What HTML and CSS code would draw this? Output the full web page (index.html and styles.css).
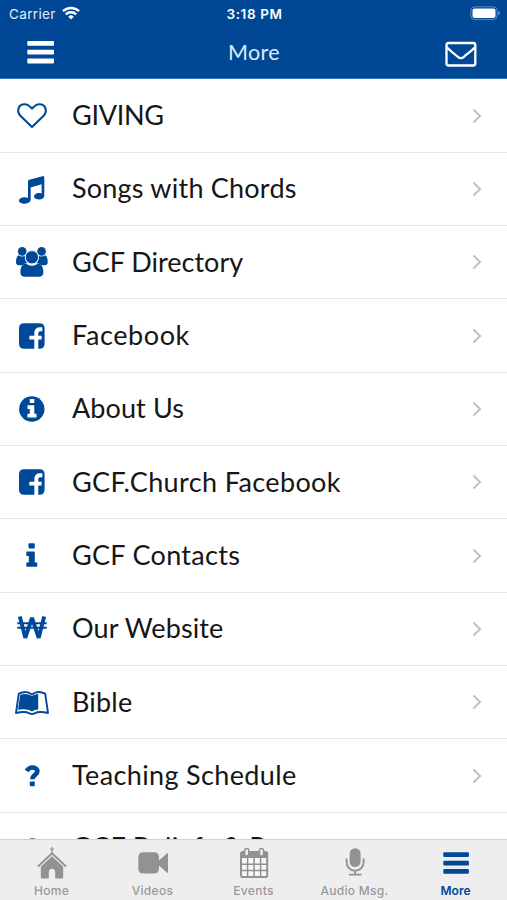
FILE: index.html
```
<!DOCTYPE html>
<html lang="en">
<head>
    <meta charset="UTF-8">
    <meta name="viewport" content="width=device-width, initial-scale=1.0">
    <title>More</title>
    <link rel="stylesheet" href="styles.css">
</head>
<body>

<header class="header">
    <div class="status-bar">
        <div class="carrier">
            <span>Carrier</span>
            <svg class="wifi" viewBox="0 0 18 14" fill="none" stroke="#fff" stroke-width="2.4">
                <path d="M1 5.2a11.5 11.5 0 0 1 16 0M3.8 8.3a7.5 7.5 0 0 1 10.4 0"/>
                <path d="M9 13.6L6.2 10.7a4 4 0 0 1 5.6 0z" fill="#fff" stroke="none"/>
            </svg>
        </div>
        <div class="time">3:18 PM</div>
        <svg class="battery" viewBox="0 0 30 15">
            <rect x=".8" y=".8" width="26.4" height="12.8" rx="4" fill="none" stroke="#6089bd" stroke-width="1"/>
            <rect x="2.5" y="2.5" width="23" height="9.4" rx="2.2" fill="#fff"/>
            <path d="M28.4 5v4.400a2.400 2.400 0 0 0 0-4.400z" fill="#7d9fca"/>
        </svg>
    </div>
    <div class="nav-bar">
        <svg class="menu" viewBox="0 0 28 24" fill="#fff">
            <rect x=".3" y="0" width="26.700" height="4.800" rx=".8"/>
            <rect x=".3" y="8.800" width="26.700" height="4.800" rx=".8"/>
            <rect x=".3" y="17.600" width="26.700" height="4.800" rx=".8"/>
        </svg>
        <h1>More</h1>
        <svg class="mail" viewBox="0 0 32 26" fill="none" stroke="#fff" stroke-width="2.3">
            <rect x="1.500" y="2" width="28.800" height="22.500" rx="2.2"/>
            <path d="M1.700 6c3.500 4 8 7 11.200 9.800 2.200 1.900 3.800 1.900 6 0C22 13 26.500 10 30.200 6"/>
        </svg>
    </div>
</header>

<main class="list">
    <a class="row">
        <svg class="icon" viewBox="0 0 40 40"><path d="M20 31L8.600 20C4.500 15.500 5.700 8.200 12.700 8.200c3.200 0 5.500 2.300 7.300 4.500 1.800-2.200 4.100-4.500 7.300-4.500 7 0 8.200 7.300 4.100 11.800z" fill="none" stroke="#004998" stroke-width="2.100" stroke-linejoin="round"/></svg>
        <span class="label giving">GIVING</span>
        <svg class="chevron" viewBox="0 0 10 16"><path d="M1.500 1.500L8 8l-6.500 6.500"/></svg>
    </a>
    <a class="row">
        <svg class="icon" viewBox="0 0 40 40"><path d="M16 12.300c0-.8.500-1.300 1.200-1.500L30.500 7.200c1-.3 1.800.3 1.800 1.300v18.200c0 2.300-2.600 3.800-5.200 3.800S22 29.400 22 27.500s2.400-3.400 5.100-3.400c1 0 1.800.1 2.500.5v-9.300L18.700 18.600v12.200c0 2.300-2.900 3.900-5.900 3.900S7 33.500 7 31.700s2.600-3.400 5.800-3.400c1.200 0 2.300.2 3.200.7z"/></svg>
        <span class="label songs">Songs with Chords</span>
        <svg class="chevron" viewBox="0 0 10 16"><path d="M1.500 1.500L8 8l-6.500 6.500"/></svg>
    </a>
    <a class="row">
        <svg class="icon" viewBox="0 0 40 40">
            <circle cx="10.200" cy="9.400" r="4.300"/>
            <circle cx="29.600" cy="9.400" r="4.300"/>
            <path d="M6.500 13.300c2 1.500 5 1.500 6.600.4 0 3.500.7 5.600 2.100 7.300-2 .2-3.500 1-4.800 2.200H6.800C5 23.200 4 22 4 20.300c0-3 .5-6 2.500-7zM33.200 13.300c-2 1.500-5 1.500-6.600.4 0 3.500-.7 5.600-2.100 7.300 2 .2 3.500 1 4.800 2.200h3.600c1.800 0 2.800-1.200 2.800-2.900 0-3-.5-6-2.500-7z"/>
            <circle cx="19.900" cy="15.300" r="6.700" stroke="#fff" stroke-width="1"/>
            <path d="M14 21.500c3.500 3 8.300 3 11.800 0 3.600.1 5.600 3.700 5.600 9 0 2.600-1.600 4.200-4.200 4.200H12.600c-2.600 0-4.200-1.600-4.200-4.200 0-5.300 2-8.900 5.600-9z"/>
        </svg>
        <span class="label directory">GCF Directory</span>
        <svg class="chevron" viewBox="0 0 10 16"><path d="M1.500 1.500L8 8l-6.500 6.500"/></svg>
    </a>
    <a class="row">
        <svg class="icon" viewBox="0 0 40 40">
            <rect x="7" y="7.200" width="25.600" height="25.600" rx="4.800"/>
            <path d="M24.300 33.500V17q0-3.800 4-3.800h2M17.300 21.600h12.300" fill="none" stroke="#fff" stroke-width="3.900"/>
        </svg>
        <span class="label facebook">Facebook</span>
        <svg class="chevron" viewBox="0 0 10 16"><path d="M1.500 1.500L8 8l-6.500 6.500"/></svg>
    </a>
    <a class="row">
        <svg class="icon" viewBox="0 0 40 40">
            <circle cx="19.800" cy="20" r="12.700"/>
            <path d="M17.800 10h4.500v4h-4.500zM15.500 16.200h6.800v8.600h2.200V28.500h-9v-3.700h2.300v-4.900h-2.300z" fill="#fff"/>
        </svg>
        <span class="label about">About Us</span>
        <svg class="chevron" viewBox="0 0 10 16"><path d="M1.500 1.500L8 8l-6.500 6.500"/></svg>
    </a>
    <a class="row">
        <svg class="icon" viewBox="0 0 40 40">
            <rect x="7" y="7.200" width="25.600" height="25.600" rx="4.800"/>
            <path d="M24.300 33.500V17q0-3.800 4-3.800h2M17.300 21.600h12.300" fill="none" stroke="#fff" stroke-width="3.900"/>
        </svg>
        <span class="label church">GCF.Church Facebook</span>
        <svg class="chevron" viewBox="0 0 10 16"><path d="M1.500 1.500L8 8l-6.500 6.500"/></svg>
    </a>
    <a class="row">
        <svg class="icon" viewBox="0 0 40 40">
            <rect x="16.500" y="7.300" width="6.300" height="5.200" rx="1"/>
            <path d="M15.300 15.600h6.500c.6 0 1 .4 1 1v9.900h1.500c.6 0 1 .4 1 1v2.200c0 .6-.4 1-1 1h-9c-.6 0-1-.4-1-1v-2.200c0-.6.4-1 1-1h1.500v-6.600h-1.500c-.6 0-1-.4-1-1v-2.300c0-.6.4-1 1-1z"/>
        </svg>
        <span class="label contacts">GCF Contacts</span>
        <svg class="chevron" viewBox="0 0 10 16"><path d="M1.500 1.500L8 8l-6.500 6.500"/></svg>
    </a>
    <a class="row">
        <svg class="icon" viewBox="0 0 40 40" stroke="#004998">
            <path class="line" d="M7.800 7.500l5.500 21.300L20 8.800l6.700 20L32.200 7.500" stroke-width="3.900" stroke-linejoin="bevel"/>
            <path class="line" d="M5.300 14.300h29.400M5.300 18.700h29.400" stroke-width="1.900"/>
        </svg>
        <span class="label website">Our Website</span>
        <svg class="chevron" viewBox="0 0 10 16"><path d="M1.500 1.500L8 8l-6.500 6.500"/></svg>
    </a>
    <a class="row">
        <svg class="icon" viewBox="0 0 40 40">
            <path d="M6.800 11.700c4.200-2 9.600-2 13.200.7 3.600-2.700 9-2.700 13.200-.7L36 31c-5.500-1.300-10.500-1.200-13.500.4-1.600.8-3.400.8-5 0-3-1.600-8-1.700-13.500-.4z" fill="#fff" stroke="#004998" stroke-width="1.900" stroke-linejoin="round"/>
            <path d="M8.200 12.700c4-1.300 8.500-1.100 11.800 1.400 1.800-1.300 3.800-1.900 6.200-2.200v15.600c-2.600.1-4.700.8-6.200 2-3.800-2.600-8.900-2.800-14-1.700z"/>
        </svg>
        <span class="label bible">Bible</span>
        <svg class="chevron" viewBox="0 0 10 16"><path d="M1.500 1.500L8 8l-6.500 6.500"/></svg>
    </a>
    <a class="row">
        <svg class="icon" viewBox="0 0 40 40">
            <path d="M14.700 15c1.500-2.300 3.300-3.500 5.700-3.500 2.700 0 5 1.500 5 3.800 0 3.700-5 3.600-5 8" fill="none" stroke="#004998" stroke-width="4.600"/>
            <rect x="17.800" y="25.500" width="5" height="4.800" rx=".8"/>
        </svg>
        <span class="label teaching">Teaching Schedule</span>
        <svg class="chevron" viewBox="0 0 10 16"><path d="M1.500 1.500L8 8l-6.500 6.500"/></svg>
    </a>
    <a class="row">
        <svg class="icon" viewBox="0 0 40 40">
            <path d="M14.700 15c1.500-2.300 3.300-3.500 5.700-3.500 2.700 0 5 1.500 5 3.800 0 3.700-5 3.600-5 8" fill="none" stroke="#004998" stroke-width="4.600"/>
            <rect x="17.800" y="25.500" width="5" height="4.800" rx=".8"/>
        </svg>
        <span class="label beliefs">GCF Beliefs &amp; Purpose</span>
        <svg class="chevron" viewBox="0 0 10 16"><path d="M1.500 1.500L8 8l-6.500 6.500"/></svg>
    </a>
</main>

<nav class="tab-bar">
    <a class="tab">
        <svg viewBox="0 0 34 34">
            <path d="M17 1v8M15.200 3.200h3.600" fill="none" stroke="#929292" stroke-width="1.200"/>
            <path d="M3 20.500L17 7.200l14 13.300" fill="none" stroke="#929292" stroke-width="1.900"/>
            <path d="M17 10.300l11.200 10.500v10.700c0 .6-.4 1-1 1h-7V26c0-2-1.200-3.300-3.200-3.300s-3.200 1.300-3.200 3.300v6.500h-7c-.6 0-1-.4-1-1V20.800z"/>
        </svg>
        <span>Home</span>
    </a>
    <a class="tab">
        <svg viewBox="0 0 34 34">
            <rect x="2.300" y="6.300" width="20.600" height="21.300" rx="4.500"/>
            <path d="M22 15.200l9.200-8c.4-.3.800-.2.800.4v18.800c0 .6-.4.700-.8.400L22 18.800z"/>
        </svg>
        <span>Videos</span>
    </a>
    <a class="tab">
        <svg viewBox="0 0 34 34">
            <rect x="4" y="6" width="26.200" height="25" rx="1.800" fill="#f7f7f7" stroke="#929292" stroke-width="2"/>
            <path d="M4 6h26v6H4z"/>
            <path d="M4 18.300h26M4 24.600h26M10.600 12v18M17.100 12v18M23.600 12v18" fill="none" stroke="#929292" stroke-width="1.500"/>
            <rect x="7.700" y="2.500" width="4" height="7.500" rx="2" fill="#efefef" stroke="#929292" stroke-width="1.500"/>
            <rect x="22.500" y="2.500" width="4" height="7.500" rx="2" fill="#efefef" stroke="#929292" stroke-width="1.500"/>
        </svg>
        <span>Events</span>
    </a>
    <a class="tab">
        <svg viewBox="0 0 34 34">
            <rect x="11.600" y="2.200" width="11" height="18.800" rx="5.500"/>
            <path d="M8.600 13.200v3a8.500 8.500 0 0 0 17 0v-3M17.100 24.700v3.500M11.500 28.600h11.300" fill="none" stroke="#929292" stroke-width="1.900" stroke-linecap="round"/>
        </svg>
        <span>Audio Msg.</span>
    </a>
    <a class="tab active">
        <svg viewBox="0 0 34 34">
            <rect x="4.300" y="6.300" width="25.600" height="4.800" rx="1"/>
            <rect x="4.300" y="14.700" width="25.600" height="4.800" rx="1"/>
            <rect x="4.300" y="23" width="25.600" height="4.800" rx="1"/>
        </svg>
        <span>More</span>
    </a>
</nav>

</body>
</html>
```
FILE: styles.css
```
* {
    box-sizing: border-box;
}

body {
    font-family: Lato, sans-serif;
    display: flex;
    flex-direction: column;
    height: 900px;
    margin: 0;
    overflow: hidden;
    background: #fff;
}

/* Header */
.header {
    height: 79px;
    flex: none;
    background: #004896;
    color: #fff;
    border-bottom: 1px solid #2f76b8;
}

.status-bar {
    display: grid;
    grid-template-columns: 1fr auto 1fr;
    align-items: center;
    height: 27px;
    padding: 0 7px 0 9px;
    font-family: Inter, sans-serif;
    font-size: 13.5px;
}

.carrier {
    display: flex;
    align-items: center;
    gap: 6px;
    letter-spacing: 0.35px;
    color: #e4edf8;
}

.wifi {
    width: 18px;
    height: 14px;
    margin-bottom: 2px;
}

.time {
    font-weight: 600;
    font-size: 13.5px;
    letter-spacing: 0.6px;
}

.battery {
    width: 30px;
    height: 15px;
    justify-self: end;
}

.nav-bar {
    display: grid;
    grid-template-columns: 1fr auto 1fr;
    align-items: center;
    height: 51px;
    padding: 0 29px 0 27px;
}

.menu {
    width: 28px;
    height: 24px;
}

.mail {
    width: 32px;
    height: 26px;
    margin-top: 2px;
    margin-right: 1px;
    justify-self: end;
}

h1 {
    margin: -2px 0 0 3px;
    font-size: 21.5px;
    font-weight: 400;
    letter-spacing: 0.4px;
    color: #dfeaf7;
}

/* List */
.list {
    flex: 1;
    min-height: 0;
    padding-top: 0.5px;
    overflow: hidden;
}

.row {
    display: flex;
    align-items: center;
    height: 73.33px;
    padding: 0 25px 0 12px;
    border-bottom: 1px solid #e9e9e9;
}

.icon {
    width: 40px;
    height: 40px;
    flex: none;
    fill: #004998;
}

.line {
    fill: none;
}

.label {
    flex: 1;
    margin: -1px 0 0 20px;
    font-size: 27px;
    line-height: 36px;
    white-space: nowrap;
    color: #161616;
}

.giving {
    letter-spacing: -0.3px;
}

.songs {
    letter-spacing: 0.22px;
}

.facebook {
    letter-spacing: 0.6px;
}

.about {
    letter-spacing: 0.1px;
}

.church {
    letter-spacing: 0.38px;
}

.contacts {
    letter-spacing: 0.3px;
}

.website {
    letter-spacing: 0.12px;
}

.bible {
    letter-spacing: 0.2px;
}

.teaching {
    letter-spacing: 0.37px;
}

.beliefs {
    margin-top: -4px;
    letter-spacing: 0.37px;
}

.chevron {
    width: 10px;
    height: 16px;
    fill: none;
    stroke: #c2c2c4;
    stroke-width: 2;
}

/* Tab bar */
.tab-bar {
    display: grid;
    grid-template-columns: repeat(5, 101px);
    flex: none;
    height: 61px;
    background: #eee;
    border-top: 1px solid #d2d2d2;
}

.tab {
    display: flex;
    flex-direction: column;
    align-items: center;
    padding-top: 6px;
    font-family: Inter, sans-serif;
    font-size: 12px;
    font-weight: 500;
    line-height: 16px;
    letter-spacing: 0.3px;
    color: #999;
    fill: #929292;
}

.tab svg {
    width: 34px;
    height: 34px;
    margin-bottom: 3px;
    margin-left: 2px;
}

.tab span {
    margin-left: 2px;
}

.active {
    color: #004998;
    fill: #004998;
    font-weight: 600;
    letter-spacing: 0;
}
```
· · · · ·
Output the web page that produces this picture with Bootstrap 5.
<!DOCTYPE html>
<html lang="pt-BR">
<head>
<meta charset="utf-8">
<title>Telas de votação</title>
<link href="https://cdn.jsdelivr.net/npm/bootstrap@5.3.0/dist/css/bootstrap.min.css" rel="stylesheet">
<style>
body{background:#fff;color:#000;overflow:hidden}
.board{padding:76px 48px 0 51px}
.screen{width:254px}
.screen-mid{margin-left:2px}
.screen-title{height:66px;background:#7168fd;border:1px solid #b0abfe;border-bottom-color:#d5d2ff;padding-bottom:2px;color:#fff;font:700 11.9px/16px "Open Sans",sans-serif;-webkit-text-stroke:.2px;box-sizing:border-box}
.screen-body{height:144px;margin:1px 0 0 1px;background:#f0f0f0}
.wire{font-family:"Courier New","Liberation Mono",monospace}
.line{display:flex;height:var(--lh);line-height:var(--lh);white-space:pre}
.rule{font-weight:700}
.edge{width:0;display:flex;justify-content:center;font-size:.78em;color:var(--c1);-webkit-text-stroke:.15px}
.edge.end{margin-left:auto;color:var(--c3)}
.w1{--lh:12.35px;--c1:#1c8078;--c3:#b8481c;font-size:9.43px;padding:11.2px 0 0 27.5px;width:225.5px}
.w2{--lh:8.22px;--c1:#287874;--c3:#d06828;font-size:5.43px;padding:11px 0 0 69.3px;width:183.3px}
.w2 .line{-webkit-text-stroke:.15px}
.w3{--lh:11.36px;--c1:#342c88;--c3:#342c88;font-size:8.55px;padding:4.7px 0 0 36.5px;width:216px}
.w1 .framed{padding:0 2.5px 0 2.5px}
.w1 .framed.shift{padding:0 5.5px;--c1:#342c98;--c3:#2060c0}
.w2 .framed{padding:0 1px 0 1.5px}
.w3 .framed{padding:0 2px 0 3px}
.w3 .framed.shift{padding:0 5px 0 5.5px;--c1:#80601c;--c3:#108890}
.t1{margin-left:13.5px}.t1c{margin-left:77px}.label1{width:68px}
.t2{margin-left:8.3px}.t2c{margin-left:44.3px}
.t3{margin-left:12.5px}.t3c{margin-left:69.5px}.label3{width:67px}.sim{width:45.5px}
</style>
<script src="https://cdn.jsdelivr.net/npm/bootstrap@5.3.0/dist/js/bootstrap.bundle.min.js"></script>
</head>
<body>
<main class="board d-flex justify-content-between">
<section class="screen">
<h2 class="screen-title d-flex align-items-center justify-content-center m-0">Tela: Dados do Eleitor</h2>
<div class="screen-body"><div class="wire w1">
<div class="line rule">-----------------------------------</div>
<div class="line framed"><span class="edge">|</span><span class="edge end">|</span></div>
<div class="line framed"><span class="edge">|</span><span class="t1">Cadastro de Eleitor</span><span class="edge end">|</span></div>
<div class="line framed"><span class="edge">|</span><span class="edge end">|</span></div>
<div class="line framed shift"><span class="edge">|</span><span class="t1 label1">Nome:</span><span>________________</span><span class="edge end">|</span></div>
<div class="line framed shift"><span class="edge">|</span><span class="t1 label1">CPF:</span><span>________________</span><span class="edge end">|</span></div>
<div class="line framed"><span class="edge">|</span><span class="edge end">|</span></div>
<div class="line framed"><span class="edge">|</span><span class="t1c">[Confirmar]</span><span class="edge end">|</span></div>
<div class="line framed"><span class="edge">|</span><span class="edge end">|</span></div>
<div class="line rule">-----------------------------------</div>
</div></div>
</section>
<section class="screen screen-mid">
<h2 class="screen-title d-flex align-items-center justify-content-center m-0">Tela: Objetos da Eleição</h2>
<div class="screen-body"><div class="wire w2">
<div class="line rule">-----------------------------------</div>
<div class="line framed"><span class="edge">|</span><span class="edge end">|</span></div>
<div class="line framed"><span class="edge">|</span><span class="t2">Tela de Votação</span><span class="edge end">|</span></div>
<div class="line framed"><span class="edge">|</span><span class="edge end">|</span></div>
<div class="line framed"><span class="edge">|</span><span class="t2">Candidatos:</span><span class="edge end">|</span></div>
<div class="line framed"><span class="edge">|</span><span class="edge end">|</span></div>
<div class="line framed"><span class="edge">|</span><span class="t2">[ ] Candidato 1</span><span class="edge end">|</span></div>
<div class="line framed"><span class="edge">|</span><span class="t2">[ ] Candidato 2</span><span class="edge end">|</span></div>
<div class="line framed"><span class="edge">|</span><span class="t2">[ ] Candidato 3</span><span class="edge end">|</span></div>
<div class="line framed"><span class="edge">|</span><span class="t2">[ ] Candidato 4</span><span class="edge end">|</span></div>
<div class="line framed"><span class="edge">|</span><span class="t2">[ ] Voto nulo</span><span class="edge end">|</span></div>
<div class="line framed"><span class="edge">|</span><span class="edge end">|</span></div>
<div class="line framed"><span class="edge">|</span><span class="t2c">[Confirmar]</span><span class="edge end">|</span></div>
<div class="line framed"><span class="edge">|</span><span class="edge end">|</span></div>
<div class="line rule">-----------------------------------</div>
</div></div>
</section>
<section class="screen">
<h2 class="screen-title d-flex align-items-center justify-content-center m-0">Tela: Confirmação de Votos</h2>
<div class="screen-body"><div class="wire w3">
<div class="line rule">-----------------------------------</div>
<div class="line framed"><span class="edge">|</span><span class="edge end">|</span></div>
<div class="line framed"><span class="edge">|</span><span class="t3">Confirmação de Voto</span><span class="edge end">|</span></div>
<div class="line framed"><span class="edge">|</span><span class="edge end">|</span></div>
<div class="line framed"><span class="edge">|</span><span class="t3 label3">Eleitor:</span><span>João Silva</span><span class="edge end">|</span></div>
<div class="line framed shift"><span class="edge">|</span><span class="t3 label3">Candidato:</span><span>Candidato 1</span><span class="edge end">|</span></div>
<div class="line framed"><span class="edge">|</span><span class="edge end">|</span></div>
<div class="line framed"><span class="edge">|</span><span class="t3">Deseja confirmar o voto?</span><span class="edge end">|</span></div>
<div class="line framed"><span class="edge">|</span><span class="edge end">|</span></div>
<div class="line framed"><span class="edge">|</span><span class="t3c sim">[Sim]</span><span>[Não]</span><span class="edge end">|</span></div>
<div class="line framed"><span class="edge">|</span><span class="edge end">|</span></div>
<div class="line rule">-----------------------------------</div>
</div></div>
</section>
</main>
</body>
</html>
· · · · ·
Aim: From the listing, copy every line where the string "this" appears.

Full response:
What HTML and CSS code would draw this? Output the full web page (index.html and styles.css).
Output the web page that produces this picture with Bootstrap 5.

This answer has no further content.